**Task requirements**: Lines containing the string "index" are to be counted. Write only how many there are.
━━━━
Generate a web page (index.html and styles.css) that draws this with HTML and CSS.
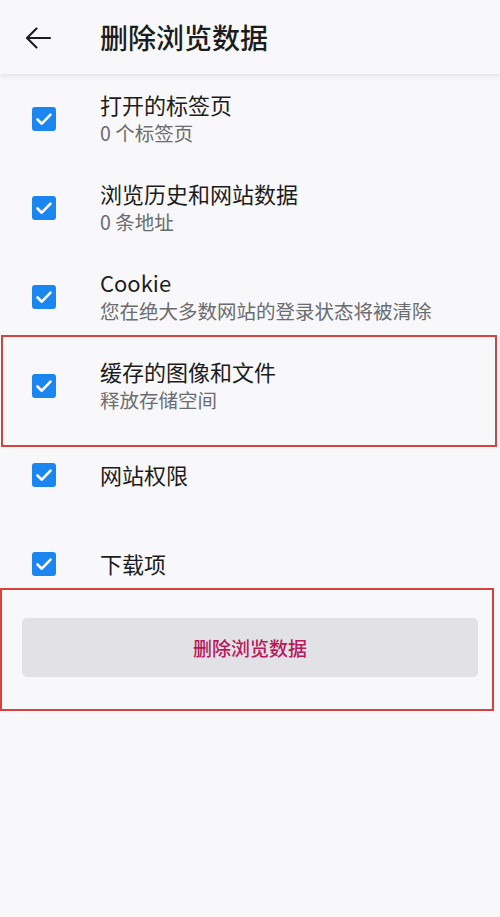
FILE: index.html
```html
<!DOCTYPE html>
<html lang="zh-CN">
<head>
<meta charset="utf-8">
<title>删除浏览数据</title>
<link rel="stylesheet" href="styles.css">
</head>
<body>
<div class="page">
  <header class="topbar">
    <svg class="back" width="26" height="22" viewBox="0 0 26 22" aria-hidden="true">
      <path d="M25 11H2.5M11.5 1.5L2 11l9.5 9.5" fill="none" stroke="#1c1c1e" stroke-width="2.1" stroke-linecap="round" stroke-linejoin="round"/>
    </svg>
    <h1 class="title">删除浏览数据</h1>
  </header>

  <ul class="list">
    <li class="row">
      <span class="check"><svg viewBox="0 0 24 24"><path d="M5.5 12.5l4.3 4.2 8.7-9" fill="none" stroke="#fff" stroke-width="2.6" stroke-linecap="round" stroke-linejoin="round"/></svg></span>
      <div class="text"><div class="label">打开的标签页</div><div class="sub">0 个标签页</div></div>
    </li>
    <li class="row">
      <span class="check"><svg viewBox="0 0 24 24"><path d="M5.5 12.5l4.3 4.2 8.7-9" fill="none" stroke="#fff" stroke-width="2.6" stroke-linecap="round" stroke-linejoin="round"/></svg></span>
      <div class="text"><div class="label">浏览历史和网站数据</div><div class="sub">0 条地址</div></div>
    </li>
    <li class="row">
      <span class="check"><svg viewBox="0 0 24 24"><path d="M5.5 12.5l4.3 4.2 8.7-9" fill="none" stroke="#fff" stroke-width="2.6" stroke-linecap="round" stroke-linejoin="round"/></svg></span>
      <div class="text"><div class="label">Cookie</div><div class="sub">您在绝大多数网站的登录状态将被清除</div></div>
    </li>
    <li class="row">
      <span class="check"><svg viewBox="0 0 24 24"><path d="M5.5 12.5l4.3 4.2 8.7-9" fill="none" stroke="#fff" stroke-width="2.6" stroke-linecap="round" stroke-linejoin="round"/></svg></span>
      <div class="text"><div class="label">缓存的图像和文件</div><div class="sub">释放存储空间</div></div>
    </li>
    <li class="row">
      <span class="check"><svg viewBox="0 0 24 24"><path d="M5.5 12.5l4.3 4.2 8.7-9" fill="none" stroke="#fff" stroke-width="2.6" stroke-linecap="round" stroke-linejoin="round"/></svg></span>
      <div class="text"><div class="label">网站权限</div></div>
    </li>
    <li class="row">
      <span class="check"><svg viewBox="0 0 24 24"><path d="M5.5 12.5l4.3 4.2 8.7-9" fill="none" stroke="#fff" stroke-width="2.6" stroke-linecap="round" stroke-linejoin="round"/></svg></span>
      <div class="text"><div class="label">下载项</div></div>
    </li>
  </ul>

  <div class="actions">
    <button class="clear-btn" type="button">删除浏览数据</button>
  </div>

  <div class="mark mark-cache"></div>
  <div class="mark mark-button"></div>
</div>
</body>
</html>
```

FILE: styles.css
```css
* { box-sizing: border-box; }

html, body {
  margin: 0;
  padding: 0;
  background: #f8f8fa;
}

body {
  font-family: "Noto Sans CJK SC", "Noto Sans", Roboto, sans-serif;
  color: #1c1c1e;
}

.page {
  position: relative;
  width: 500px;
  min-height: 917px;
}

.topbar {
  height: 74px;
  display: flex;
  align-items: center;
  background: #f8f8fa;
  box-shadow: 0 2px 5px rgba(0, 0, 0, 0.09);
  position: relative;
  z-index: 1;
}

.back {
  margin-left: 25px;
  margin-top: 2px;
  flex: none;
}

.title {
  margin: 0 0 0 49px;
  font-size: 28px;
  font-weight: 500;
  line-height: 36px;
  color: #1c1c1e;
}

.list {
  list-style: none;
  margin: 0;
  padding: 0;
}

.row {
  height: 89px;
  display: flex;
  align-items: center;
  padding-left: 32px;
}

.check {
  width: 24px;
  height: 24px;
  border-radius: 3px;
  background: #1b86ef;
  flex: none;
  display: flex;
}

.check svg {
  width: 24px;
  height: 24px;
}

.text {
  margin-left: 44px;
}

.label {
  font-size: 22px;
  line-height: 27px;
  color: #1c1c1e;
}

.sub {
  font-size: 19.5px;
  line-height: 29px;
  color: #6b6b70;
}

.actions {
  padding: 10px 22px 0 22px;
}

.clear-btn {
  display: block;
  width: 456px;
  height: 59px;
  border: none;
  border-radius: 5px;
  background: #e1e1e6;
  color: #b8195a;
  font-family: "Noto Sans CJK SC", "Noto Sans", sans-serif;
  font-size: 19px;
  font-weight: 500;
  padding: 0;
}

.mark {
  position: absolute;
  border: 2px solid #d8413d;
  pointer-events: none;
}

.mark-cache {
  left: 1px;
  top: 335px;
  width: 496px;
  height: 112px;
}

.mark-button {
  left: 0;
  top: 588px;
  width: 494px;
  height: 123px;
}
```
━━━━
**Written solution**: 3